The 2004 list for the Atlantic Ocean included such early-in-the-alphabet names as Charley, Frances, and Ivan. There are six lists, so these names will be used again in 2010. The names of very large and destructive hurricanes like Camille (1969), Hugo (1989), and Andrew (1992) are retired from the list.

Mid-latitude cyclones

Mid-latitude (areas midway between the equator and the poles) cyclones cause most of North America’s stormy weather. Like tropical cyclones, mid-latitude cyclones are low-pressure systems that rotate counterclockwise in the Northern Hemisphere. Westerly (east-blowing) winds drive air masses across North America from west to east.
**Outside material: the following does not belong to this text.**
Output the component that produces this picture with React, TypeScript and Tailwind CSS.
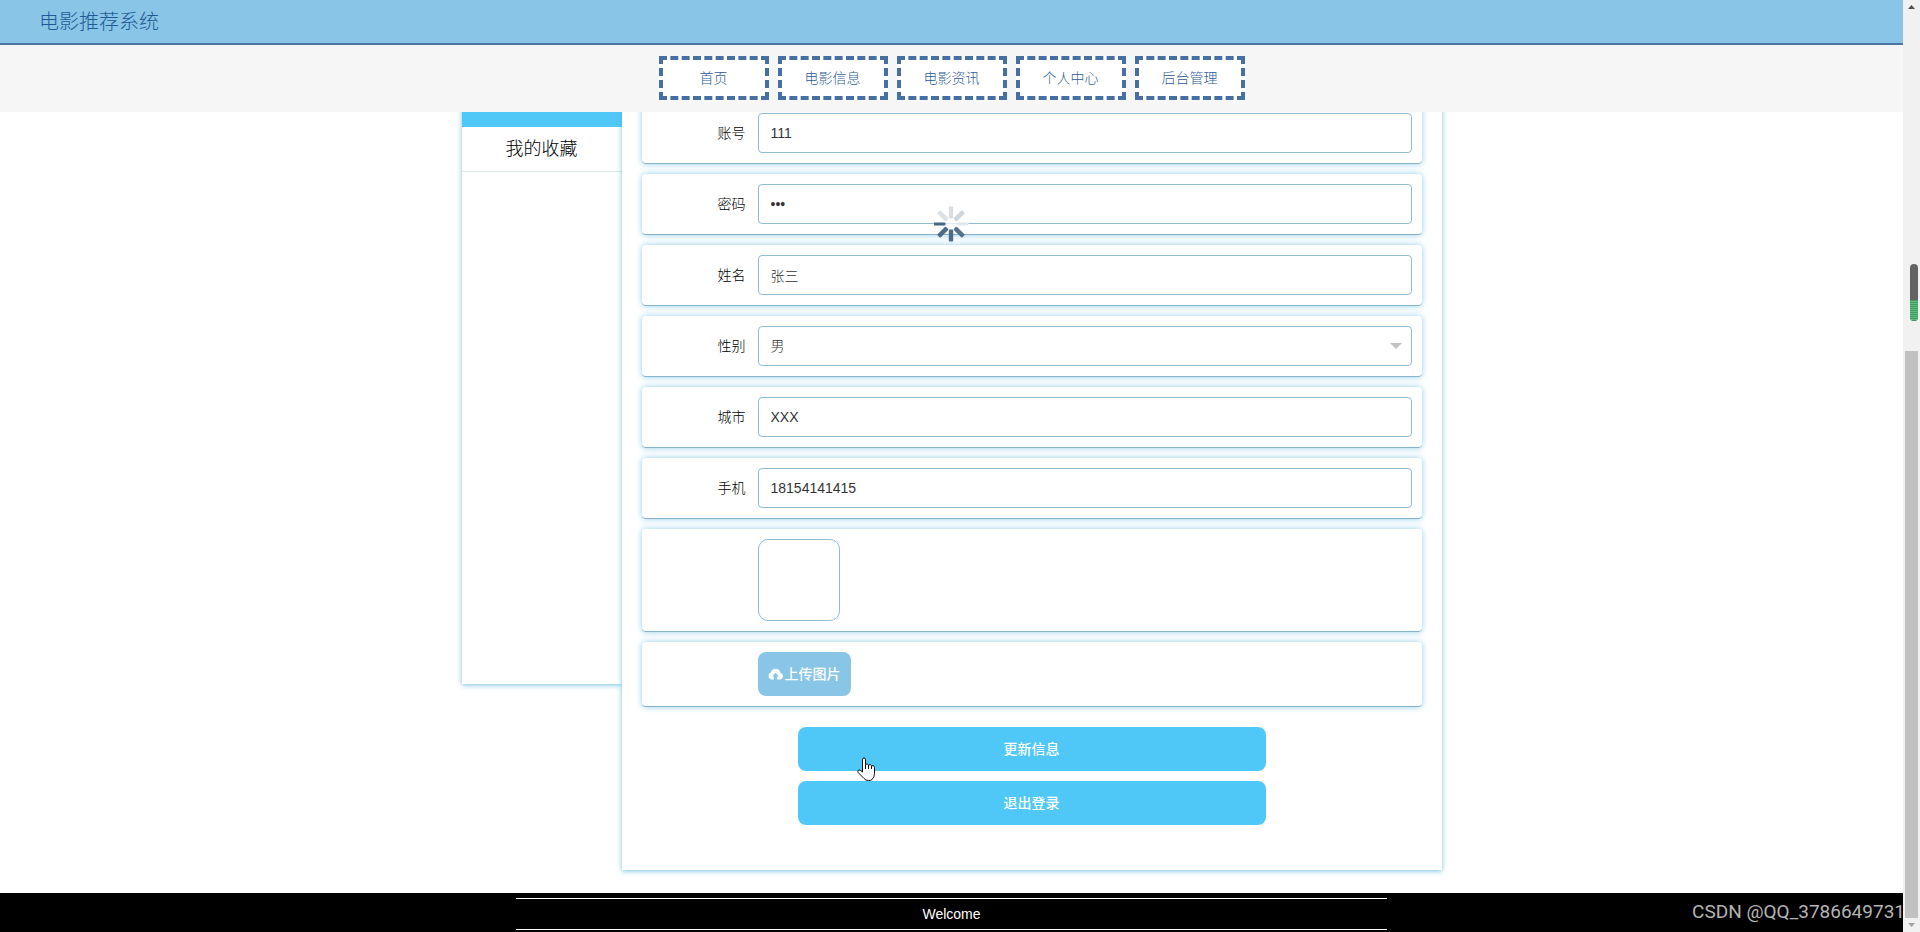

Easterlies blow cold air to the west in northern Canada.

Mid-latitude cyclones develop when a cool, dry air mass follows a warm, moist one. (The leading edge of the cool air mass is called a cold front.) Some of the warm air flows north (left) toward Canada, and some of the cold Canadian air blows south (left) creating a counter-clock-wise spiral with rising air, and low pressure, at its center.

Storms form along the cold front and in the low pressure zone where warmer, moist air is forced up into the overlying cold air. Warm air moving north from the Gulf of Mexico provides moisture to fuel winter blizzards and summer thunderstorms in Great Plains. Cyclones also draw moisture from the Great Lakes and drop heavy rain and snow downwind to the east.

When a large cyclone reaches the northeast coast of North America, the spiraling winds extend over the North Atlantic and pick up more moisture and then blow back toward the continent. Nor’easters are cold, wet storms that blow into Maine, Nova Scotia, New Brunswick, and Newfoundland from the northeast.